When that member sent me an email this morning, I was so so so so touched. Not because of the content per se, but because they knew they could say it. That their perspective would be both safe and valued, even if it wasn’t agreed with 100%. THAT is the thing that can save the world.
THAT. The ability to share what you’re thinking and feeling with someone who might feel differently, and have all parties respond with open hearts and minds.
I understand their perspective completely. And, as I told them, we will honor all kinds of heroes. Fallen soldiers are absolutely on that list. I will never, ever, take away from their hero status. But we will also always celebrate all the other heroes too. Because in showing as many examples as possible of what it means to be a hero, we can hopefully provide an example for everyone. One of those things will resonate for someone, and illuminate a path they too can follow.
As for imaginary heroes? I would argue that entire religions – and with them cultures – are built on those. That in metaphor and parable we can illustrate both ideas and ideals.

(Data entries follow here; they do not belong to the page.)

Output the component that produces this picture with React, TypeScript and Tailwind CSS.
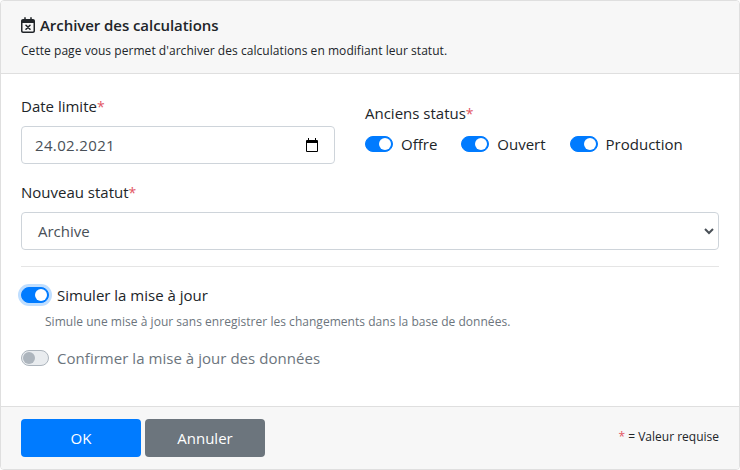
import React from 'react';

function CalendarXmark() {
  return (
    <svg className="h-4 w-3.5" viewBox="0 0 448 512" fill="currentColor">
      <path
        fillRule="evenodd"
        d="M128 0c13.300 0 24 10.700 24 24v40h144V24c0-13.300 10.700-24 24-24s24 10.700 24 24v40h40c35.300 0 64 28.700 64 64v320c0 35.300-28.700 64-64 64H64c-35.300 0-64-28.700-64-64V128c0-35.300 28.700-64 64-64h40V24c0-13.300 10.700-24 24-24zM48 192v256c0 8.800 7.200 16 16 16h320c8.800 0 16-7.200 16-16V192z"
      />
      <path d="M160 264l128 128M288 264L160 392" fill="none" stroke="currentColor" strokeWidth="50" strokeLinecap="round" />
    </svg>
  );
}

function Required() {
  return <span className="text-[14px] tracking-normal text-[#e25563]">*</span>;
}

interface SwitchProps {
  label: string;
  checked?: boolean;
  focused?: boolean;
  disabled?: boolean;
}

function Switch({ label, checked, focused, disabled }: SwitchProps) {
  return (
    <label className="flex h-6 items-center gap-2">
      <span
        className={
          'flex h-4 w-7 shrink-0 items-center rounded-full border px-px ' +
          (checked ? 'justify-end border-[#007bff] bg-[#007bff] ' : 'border-[#adb5bd] bg-[#e9ecef] ') +
          (focused ? 'ring-[3px] ring-[#bfdeff]' : '')
        }
      >
        <span className={'size-3 rounded-full ' + (checked ? 'bg-white' : 'bg-[#adb5bd]')} />
      </span>
      <span className={'whitespace-nowrap' + (disabled ? ' tracking-[0.04px] text-[#6c757d]' : '')}>{label}</span>
    </label>
  );
}

export default function App() {
  return (
    <div className="flex h-[470px] w-[740px] flex-col overflow-hidden rounded border border-[#dfdfdf] bg-white font-['Open_Sans','Noto_Sans',sans-serif] text-[15px] leading-6 text-[#212529]">
      <header className="h-[73px] shrink-0 border-b border-[#dfdfdf] bg-[#f7f7f7] px-5 pt-3">
        <h1 className="flex h-6 items-center gap-[5px] whitespace-nowrap font-semibold tracking-[-0.06px]">
          <CalendarXmark />
          <span>Archiver des calculations</span>
        </h1>
        <p className="mt-[3px] whitespace-nowrap text-[12px] leading-[22px] tracking-[0.05px]">
          Cette page vous permet d'archiver des calculations en modifiant leur statut.
        </p>
      </header>

      <main className="flex-1 px-5 pt-5">
        <div className="flex gap-[30px]">
          <div className="w-[314px]">
            <div className="h-8"><span>Date limite</span><Required /></div>
            <div className="flex h-[38px] items-center justify-between rounded border border-[#ced4da] pr-[15px] pl-[13px] text-[#495057]">
              <span className="tracking-[0.35px]">24.02.2021</span>
              <svg className="h-[15px] w-[14px] text-black" viewBox="0 0 14 15" fill="currentColor">
                <path fillRule="evenodd" d="M3 0h1v2h6V0h1v2h1q1 0 1 1v10q0 1-1 1H2q-1 0-1-1V3q0-1 1-1h1zM2 5v8h10V5z" />
              </svg>
            </div>
          </div>
          <div className="pt-[7px]">
            <div className="h-[31px]"><span>Anciens status</span><Required /></div>
            <div className="flex gap-6">
              <Switch label="Offre" checked />
              <Switch label="Ouvert" checked />
              <Switch label="Production" checked />
            </div>
          </div>
        </div>

        <div className="mt-4">
          <div className="h-8"><span>Nouveau statut</span><Required /></div>
          <div className="flex h-[38px] items-center justify-between rounded border border-[#ced4da] pr-1 pl-4 text-[#495057]">
            <span>Archive</span>
            <svg className="h-2 w-2.5" viewBox="0 0 10 8" fill="none" stroke="currentColor" strokeWidth="2">
              <path d="M1 2l4 4 4-4" />
            </svg>
          </div>
        </div>

        <hr className="mt-4 border-[#e5e5e5]" />

        <div className="mt-4">
          <Switch label="Simuler la mise à jour" checked focused />
          <p className="mt-[5px] h-5 whitespace-nowrap pl-6 text-[12px] leading-5 tracking-[0.03px] text-[#6c757d]">
            Simule une mise à jour sans enregistrer les changements dans la base de données.
          </p>
          <div className="mt-3.5">
            <Switch label="Confirmer la mise à jour des données" disabled />
          </div>
        </div>
      </main>

      <footer className="flex h-[63px] shrink-0 items-center justify-between border-t border-[#dfdfdf] bg-[#f7f7f7] px-5">
        <div className="flex gap-1 text-white">
          <button className="h-[38px] w-[120px] rounded bg-[#007bff]">OK</button>
          <button className="h-[38px] w-[120px] rounded bg-[#6c757d]">Annuler</button>
        </div>
        <div className="whitespace-nowrap pb-0.5 text-[12px]">
          <span className="text-[#e25563]">*</span> = Valeur requise
        </div>
      </footer>
    </div>
  );
}
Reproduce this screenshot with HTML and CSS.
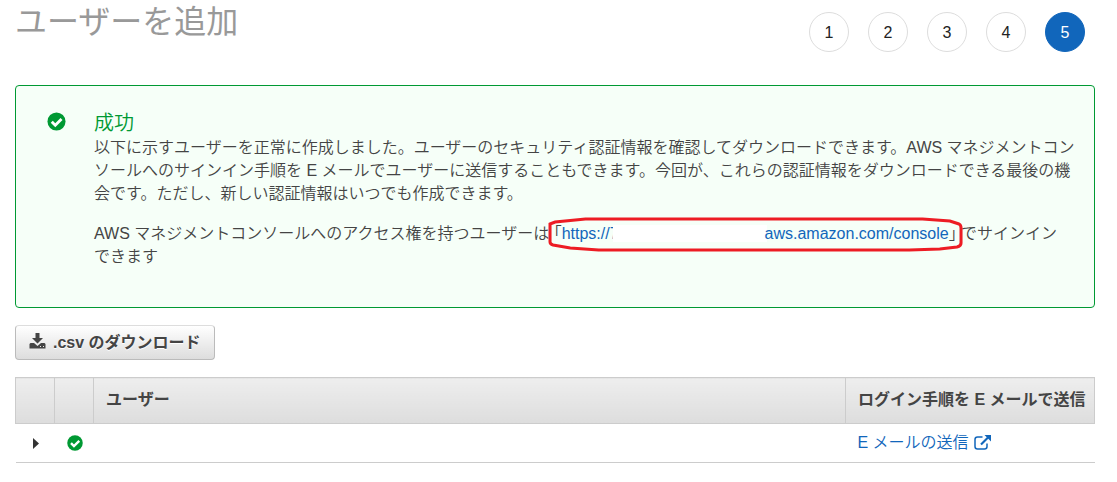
FILE: index.html
```
<!DOCTYPE html>
<html lang="ja">
<head>
<meta charset="utf-8">
<title>ユーザーを追加</title>
<link rel="stylesheet" href="styles.css">
</head>
<body>
<main class="page">
  <header class="head">
    <h1 class="title">ユーザーを追加</h1>
    <ol class="steps">
      <li class="step">1</li>
      <li class="step">2</li>
      <li class="step">3</li>
      <li class="step">4</li>
      <li class="step current" aria-current="step">5</li>
    </ol>
  </header>

  <section class="notice">
    <svg class="notice-icon" viewBox="0 0 20 20" aria-hidden="true"><circle cx="10" cy="10" r="9.5" fill="#093"/><path d="M5 10.2l3.7 3.7L15.3 7.3" fill="none" stroke="#fff" stroke-width="3"/></svg>
    <div>
      <h2 class="notice-title">成功</h2>
      <p class="text">以下に示すユーザーを正常に作成しました。ユーザーのセキュリティ認証情報を確認してダウンロードできます。AWS マネジメントコンソールへのサインイン手順を E メールでユーザーに送信することもできます。今回が、これらの認証情報をダウンロードできる最後の機会です。ただし、新しい認証情報はいつでも作成できます。</p>
      <p class="text">AWS マネジメントコンソールへのアクセス権を持つユーザーは <span class="marked"><span class="bracket">「</span><a class="link" href="#">https://7<span class="redacted"></span>aws.amazon.com/console</a><span class="bracket">」</span><svg class="ring" viewBox="0 0 410 35" preserveAspectRatio="none" aria-hidden="true"><path d="M2 7L7 5L37 2H370L397 4L406 7Q408 8 408 11V26Q408 29 404 30L387 32L357 33H50L22 31L5 28Q2 27 2 25Z"/></svg></span> でサインイン<span class="keep">できます</span></p>
    </div>
  </section>

  <button class="download" type="button">
    <svg class="download-icon" viewBox="0 0 17 16" aria-hidden="true"><path fill="#444" d="M6.5 0h4v5H14L8.500 10.500 3 5h3.500zM1.500 10H5l3.500 3 3.500-3h3.500l1 1v4.500H.5V11z"/><path fill="#eee" d="M11 13h1v1h-1zM14 13h1v1h-1z"/></svg>
    <span>.csv のダウンロード</span>
  </button>

  <table class="users">
    <colgroup><col class="col-icon"><col class="col-icon"><col><col class="col-mail"></colgroup>
    <thead>
      <tr><th></th><th></th><th>ユーザー</th><th>ログイン手順を E メールで送信</th></tr>
    </thead>
    <tbody>
      <tr>
        <td class="cell-icon"><button class="expand" type="button" aria-label="詳細"><svg class="caret" viewBox="0 0 6 11"><path d="M0 0L6 5.5 0 11z" fill="#333"/></svg></button></td>
        <td class="cell-icon"><svg class="ok" viewBox="0 0 20 20" aria-hidden="true"><circle cx="10" cy="10" r="9.7" fill="#093"/><path d="M5 10.2l3.7 3.7L15.3 7.3" fill="none" stroke="#fff" stroke-width="3"/></svg></td>
        <td></td>
        <td><a class="link send" href="#">E メールの送信<svg class="external" viewBox="0 0 17 15" aria-hidden="true"><path d="M8.500 2H3.500Q1 2 1 4.500V11.500Q1 14 3.500 14H10.500Q13 14 13 11.500V8.500" fill="none" stroke="#1166bb" stroke-width="1.5"/><path d="M7 9.500L14 2.500" stroke="#1166bb" stroke-width="2.2"/><path d="M10.500 0H17V6.500z" fill="#1166bb"/></svg></a></td>
      </tr>
    </tbody>
  </table>
</main>
</body>
</html>
```
FILE: styles.css
```
* { box-sizing: border-box; }
body {
  margin: 0;
  background: #fff;
  color: #444;
  font: 16px/23px "Liberation Sans", "Noto Sans CJK JP", sans-serif;
}
.page { padding: 0 22px 19px 15px; }
.head {
  display: flex;
  justify-content: space-between;
  align-items: flex-start;
  height: 85px;
}
.title {
  margin: 0;
  font-size: 32px;
  line-height: 44px;
  font-weight: 400;
  color: #999;
}
.steps {
  display: flex;
  gap: 19px;
  margin: 0;
  padding: 12px 10px 0 0;
  list-style: none;
}
.step {
  width: 40px;
  height: 40px;
  border: 1px solid #ddd;
  border-radius: 50%;
  line-height: 39px;
  text-align: center;
  color: #222;
}
.current { background: #16b; border-color: #16b; color: #fff; }
.notice {
  display: flex;
  gap: 28px;
  padding: 25px 12px 22px 31px;
  border: 1px solid #093;
  border-radius: 4px;
  background: #f6fff8;
}
.notice-icon { flex: none; width: 19px; height: 19px; margin-top: 1px; }
.notice-title {
  margin: 0;
  font-size: 20px;
  line-height: 25px;
  font-weight: 350;
  color: #093;
}
.text { margin: 0 0 17px; font-weight: 350; }
.link { color: #16b; text-decoration: none; }
.marked { position: relative; white-space: nowrap; }
.keep { display: inline-block; }
.bracket { font-feature-settings: "halt"; }
.redacted {
  display: inline-block;
  width: 154px;
  height: 17px;
  margin: 0 -2px 0 -6px;
  background: #fff;
  vertical-align: -3px;
}
.ring {
  position: absolute;
  left: -6px;
  top: -8px;
  width: calc(100% + 12px);
  height: 35px;
  fill: none;
  stroke: #ed1c24;
  stroke-width: 3px;
}
.download {
  display: flex;
  align-items: center;
  gap: 7px;
  height: 35px;
  margin: 17px 0;
  padding: 0 13px;
  border: 1px solid #bbb;
  border-top-color: #ddd;
  border-radius: 4px;
  background: linear-gradient(#fff, #ddd);
  color: #444;
  font: inherit;
  font-weight: bold;
  text-shadow: 0 1px 0 #fff;
}
.download-icon { width: 17px; height: 16px; margin-bottom: 4px; }
.users {
  width: 100%;
  table-layout: fixed;
  border-collapse: collapse;
}
.col-icon { width: 39px; }
.col-mail { width: 249px; }
th {
  height: 46px;
  padding: 0 0 2px 12px;
  border: 1px solid #ccc;
  background: linear-gradient(#eee, #ddd);
  text-align: left;
  white-space: nowrap;
}
td {
  height: 39px;
  padding: 0 0 2px 12px;
  border-bottom: 1px solid #ccc;
  font-weight: 350;
}
.cell-icon { padding: 0 0 0 2px; text-align: center; }
.expand { display: block; margin: 0 auto; padding: 0 4px; border: 0; background: none; }
.caret { display: block; width: 6px; height: 11px; }
.ok { display: block; width: 16px; height: 16px; margin: 0 auto; }
.send { display: inline-flex; align-items: center; gap: 5px; }
.external { width: 17px; height: 15px; }
```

More than that, we can illustrate ideas and ideals in our sweaty little gym. We do, every day, when we slog through, encourage each other and accomplish things we didn’t think possible. Together.
I think the next Hero WOD I write might be to the people in our gym. The ones who speak their mind, challenge themselves, let their freak flags fly and work together no matter what.
May you always speak your mind. May you always be safe with us. May you be as uniquely you as possible.
Because whether you know it or not, simply being the best version of you that you can is making the world a better place, and setting an example for those who witness you.